The Conservatives also mounted strong challenges in Bethlehem, a rural district in the Orange Free State 140 miles south of here, and in Vryburg, another rural district in northern Cape province, 220 miles southwest of Johannesburg. In Bethlehem, the National Party’s 1981 margin of more than 3,800 votes was reduced to fewer than 1,200 of the more than 12,000 votes cast, and in Vryburg, it also won by fewer than 1,200 votes, half of its 1981 margin.
While the Conservatives made greater inroads than ever into Nationalist strongholds, they are certain to be disappointed at not having wrested a single seat for themselves, although they had backed the Herstigte Nasionale candidate in Sasolburg.
Opposition Vote Split
In Port Natal in the Durban area, Stoffel Botha, the minister of home affairs, won with a substantial majority, but only after the opposition vote was split four ways among a variety of right-wing, left-wing and centrist candidates.
Meanwhile, seven more blacks were reported killed in the country’s continuing unrest--five in what appeared to be feuding between rival black groups near Durban.

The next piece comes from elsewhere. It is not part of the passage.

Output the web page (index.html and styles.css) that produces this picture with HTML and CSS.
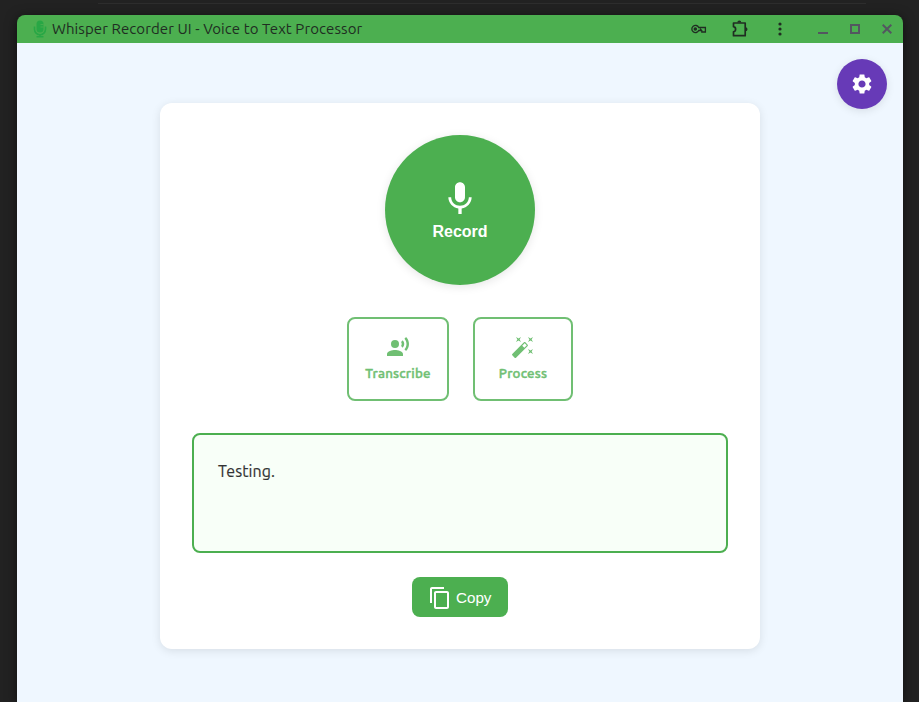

And 56 more anti-apartheid activists were reported to have been detained without charge in and around Cape Town under the state of emergency there.
Five men, apparently taken for Zulu warriors loyal to Chief Mangosuthu Gatsha Buthelezi, the controversial Zulu leader, were found dead early Wednesday in Umlazi, a black township outside Durban. Their car had been heavily stoned and each had been shot.
A day earlier, a prominent Zulu politician, a member of the central committee of Buthelezi’s 1.1-million-member Inkatha political movement, was assassinated in a neighboring township.
Local political observers theorized that, fearing revenge for the assassination, Buthelezi’s opponents had trapped the five strangers, who came from another area, in their car and killed them in a preemptive attack.
The other two men were killed near Port Elizabeth. One was shot and fatally wounded when police opened fire on a stone-throwing crowd, police headquarters in Pretoria said. The other, apparently regarded as a police informer or government collaborator, was hacked to death with axes by a mob that also set fire to his house.